* [Task instructions]:
Take the lines from the beginning of the material through the line containing "height: 25px;" and retype them exactly, leaving the pictures out.

* [Data excerpt]:
■ ■ ■ ■

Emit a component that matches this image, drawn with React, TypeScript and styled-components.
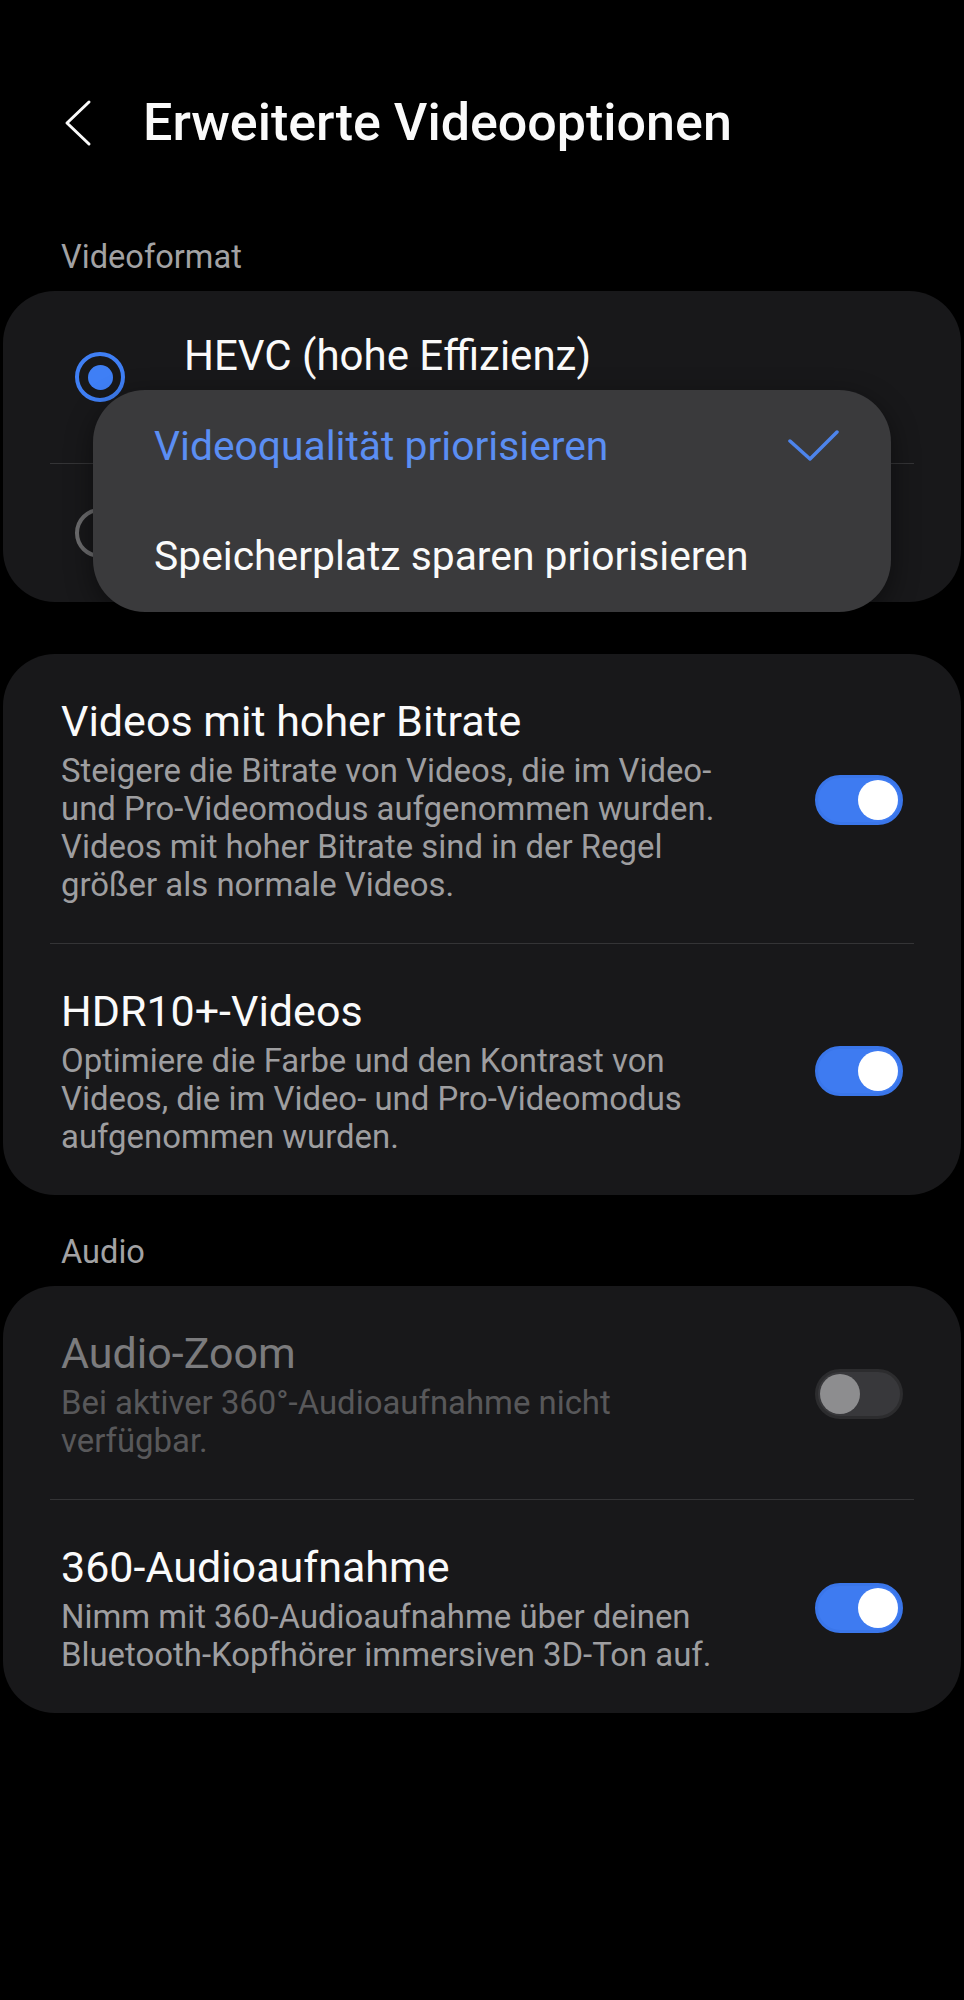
import React from 'react';
import styled, { createGlobalStyle } from 'styled-components';

const GlobalStyle = createGlobalStyle`
  html,
  body {
    margin: 0;
    padding: 0;
    background: #000;
  }

  body {
    font-family: Roboto, 'Noto Sans', sans-serif;
    -webkit-font-smoothing: antialiased;
  }

  #root {
    min-height: 2000px;
    background: #000;
  }
`;

const Screen = styled.div`
  box-sizing: border-box;
  width: 964px;
  min-height: 2000px;
  padding-top: 92px;

  background: #000;
  color: #fafafa;
`;

const Header = styled.header`
  display: flex;
  align-items: center;
  gap: 51px;

  height: 62px;
  padding-left: 64px;
`;

const Title = styled.h1`
  margin: 0;

  font-size: 52px;
  font-weight: 500;
  line-height: 62px;
`;

type SectionLabelProps = {
  $first?: boolean;
};

const SectionLabel = styled.div<SectionLabelProps>`
  margin: ${({ $first }) => ($first ? '84px' : '38px')} 0 15px;
  padding-left: 61px;

  font-size: 32.6px;
  line-height: 38px;
  color: #a2a2a4;
`;

const Card = styled.section`
  position: relative;
  margin: 0 3px;

  background: #18181a;
  border-radius: 52px;

  & + & {
    margin-top: 52px;
  }
`;

const Divider = styled.hr`
  height: 1px;
  margin: 0 47px;

  border: 0;
  background: #343436;
`;

type RadioRowProps = {
  $height: number;
};

const RadioRow = styled.div<RadioRowProps>`
  box-sizing: border-box;
  display: flex;
  align-items: center;
  gap: 59px;

  height: ${({ $height }) => $height}px;
  padding-left: 72px;
`;

const RadioText = styled.div`
  align-self: flex-start;
  padding-top: 40px;

  font-size: 42px;
  line-height: 50px;
`;

type RadioProps = {
  $checked?: boolean;
};

const Radio = styled.span<RadioProps>`
  box-sizing: border-box;
  display: flex;
  justify-content: center;
  align-items: center;
  flex: none;

  width: 50px;
  height: 50px;

  border: ${({ $checked }) => ($checked ? '4.5px solid #3f7ff5' : '4px solid #6c6c6e')};
  border-radius: 50%;

  &::after {
    content: '';

    display: ${({ $checked }) => ($checked ? 'block' : 'none')};
    width: 25px;
    height: 25px;

    border-radius: 50%;
    background: #3f7ff5;
  }
`;

const Menu = styled.ul`
  position: absolute;
  top: 99px;
  left: 90px;

  box-sizing: border-box;
  width: 798px;
  margin: 0;
  padding: 1px 51px 1px 61px;

  list-style: none;
  background: #3a3a3c;
  border-radius: 52px;
  box-shadow: 0 8px 28px rgba(0, 0, 0, 0.45);
`;

type MenuItemProps = {
  $selected?: boolean;
};

const MenuItem = styled.li<MenuItemProps>`
  display: flex;
  justify-content: space-between;
  align-items: center;

  height: 110px;

  font-size: 40.8px;
  line-height: 50px;
  color: ${({ $selected }) => ($selected ? '#5b8ef3' : '#fafafa')};
`;

const SettingRow = styled.div`
  display: flex;
  justify-content: space-between;
  align-items: center;
  gap: 24px;

  padding: 42px 58px 39px;
`;

type DisabledProps = {
  $disabled?: boolean;
};

const SettingTitle = styled.div<DisabledProps>`
  font-size: 43px;
  line-height: 50px;
  color: ${({ $disabled }) => ($disabled ? '#7b7b7d' : '#fafafa')};
`;

const SettingDesc = styled.div<DisabledProps>`
  margin-top: 6px;

  font-size: 32.9px;
  line-height: 38px;
  white-space: pre-line;
  color: ${({ $disabled }) => ($disabled ? '#58585a' : '#9e9ea0')};
`;

type ToggleProps = {
  $on: boolean;
};

const Toggle = styled.span<ToggleProps>`
  box-sizing: border-box;
  display: flex;
  justify-content: ${({ $on }) => ($on ? 'flex-end' : 'flex-start')};
  align-items: center;
  flex: none;

  width: 88px;
  height: 50px;
  padding: 0 2px;

  background: ${({ $on }) => ($on ? '#3e7bf1' : '#38383b')};
  border: 3px solid ${({ $on }) => ($on ? '#3a76ea' : '#2c2c2e')};
  border-radius: 25px;

  &::after {
    content: '';

    width: 40px;
    height: 40px;

    border-radius: 50%;
    background: ${({ $on }) => ($on ? '#ffffff' : '#8d8d8f')};
  }
`;

const BackIcon: React.FC = () => (
  <svg width="28" height="48" viewBox="0 0 28 48" fill="none">
    <polyline
      points="25,3 3,24 25,45"
      stroke="#fafafa"
      strokeWidth="3"
      strokeLinecap="round"
      strokeLinejoin="round"
    />
  </svg>
);

const CheckIcon: React.FC = () => (
  <svg width="52" height="34" viewBox="0 0 52 34" fill="none">
    <polyline
      points="2,12 22,30 49,3"
      stroke="#4d84eb"
      strokeWidth="3.5"
      strokeLinecap="round"
      strokeLinejoin="round"
    />
  </svg>
);

type Setting = {
  title: string;
  desc: string;
  on: boolean;
  disabled?: boolean;
};

const videoSettings: Setting[] = [
  {
    title: 'Videos mit hoher Bitrate',
    desc: 'Steigere die Bitrate von Videos, die im Video-\nund Pro-Videomodus aufgenommen wurden.\nVideos mit hoher Bitrate sind in der Regel\ngrößer als normale Videos.',
    on: true,
  },
  {
    title: 'HDR10+-Videos',
    desc: 'Optimiere die Farbe und den Kontrast von\nVideos, die im Video- und Pro-Videomodus\naufgenommen wurden.',
    on: true,
  },
];

const audioSettings: Setting[] = [
  {
    title: 'Audio-Zoom',
    desc: 'Bei aktiver 360°-Audioaufnahme nicht\nverfügbar.',
    on: false,
    disabled: true,
  },
  {
    title: '360-Audioaufnahme',
    desc: 'Nimm mit 360-Audioaufnahme über deinen\nBluetooth-Kopfhörer immersiven 3D-Ton auf.',
    on: true,
  },
];

const SettingsCard: React.FC<{ items: Setting[] }> = ({ items }) => (
  <Card>
    {items.map((item, i) => (
      <React.Fragment key={item.title}>
        {i > 0 && <Divider />}
        <SettingRow>
          <div>
            <SettingTitle $disabled={item.disabled}>{item.title}</SettingTitle>
            <SettingDesc $disabled={item.disabled}>{item.desc}</SettingDesc>
          </div>
          <Toggle $on={item.on} />
        </SettingRow>
      </React.Fragment>
    ))}
  </Card>
);

export default function App() {
  return (
    <Screen>
      <GlobalStyle />
      <Header>
        <BackIcon />
        <Title>Erweiterte Videooptionen</Title>
      </Header>

      <SectionLabel $first>Videoformat</SectionLabel>
      <Card>
        <RadioRow $height={172}>
          <Radio $checked />
          <RadioText>HEVC (hohe Effizienz)</RadioText>
        </RadioRow>
        <Divider />
        <RadioRow $height={138}>
          <Radio />
        </RadioRow>

        <Menu>
          <MenuItem $selected>
            Videoqualität priorisieren
            <CheckIcon />
          </MenuItem>
          <MenuItem>Speicherplatz sparen priorisieren</MenuItem>
        </Menu>
      </Card>
      <SettingsCard items={videoSettings} />

      <SectionLabel>Audio</SectionLabel>
      <SettingsCard items={audioSettings} />
    </Screen>
  );
}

■ ■ ■ ■

* [Written reply]:
Emit a component that matches this image, drawn with React, TypeScript and styled-components.
import React from 'react';
import styled, { createGlobalStyle } from 'styled-components';

const GlobalStyle = createGlobalStyle`
  html,
  body {
    margin: 0;
    padding: 0;
    background: #000;
  }

  body {
    font-family: Roboto, 'Noto Sans', sans-serif;
    -webkit-font-smoothing: antialiased;
  }

  #root {
    min-height: 2000px;
    background: #000;
  }
`;

const Screen = styled.div`
  box-sizing: border-box;
  width: 964px;
  min-height: 2000px;
  padding-top: 92px;

  background: #000;
  color: #fafafa;
`;

const Header = styled.header`
  display: flex;
  align-items: center;
  gap: 51px;

  height: 62px;
  padding-left: 64px;
`;

const Title = styled.h1`
  margin: 0;

  font-size: 52px;
  font-weight: 500;
  line-height: 62px;
`;

type SectionLabelProps = {
  $first?: boolean;
};

const SectionLabel = styled.div<SectionLabelProps>`
  margin: ${({ $first }) => ($first ? '84px' : '38px')} 0 15px;
  padding-left: 61px;

  font-size: 32.6px;
  line-height: 38px;
  color: #a2a2a4;
`;

const Card = styled.section`
  position: relative;
  margin: 0 3px;

  background: #18181a;
  border-radius: 52px;

  & + & {
    margin-top: 52px;
  }
`;

const Divider = styled.hr`
  height: 1px;
  margin: 0 47px;

  border: 0;
  background: #343436;
`;

type RadioRowProps = {
  $height: number;
};

const RadioRow = styled.div<RadioRowProps>`
  box-sizing: border-box;
  display: flex;
  align-items: center;
  gap: 59px;

  height: ${({ $height }) => $height}px;
  padding-left: 72px;
`;

const RadioText = styled.div`
  align-self: flex-start;
  padding-top: 40px;

  font-size: 42px;
  line-height: 50px;
`;

type RadioProps = {
  $checked?: boolean;
};

const Radio = styled.span<RadioProps>`
  box-sizing: border-box;
  display: flex;
  justify-content: center;
  align-items: center;
  flex: none;

  width: 50px;
  height: 50px;

  border: ${({ $checked }) => ($checked ? '4.5px solid #3f7ff5' : '4px solid #6c6c6e')};
  border-radius: 50%;

  &::after {
    content: '';

    display: ${({ $checked }) => ($checked ? 'block' : 'none')};
    width: 25px;
    height: 25px;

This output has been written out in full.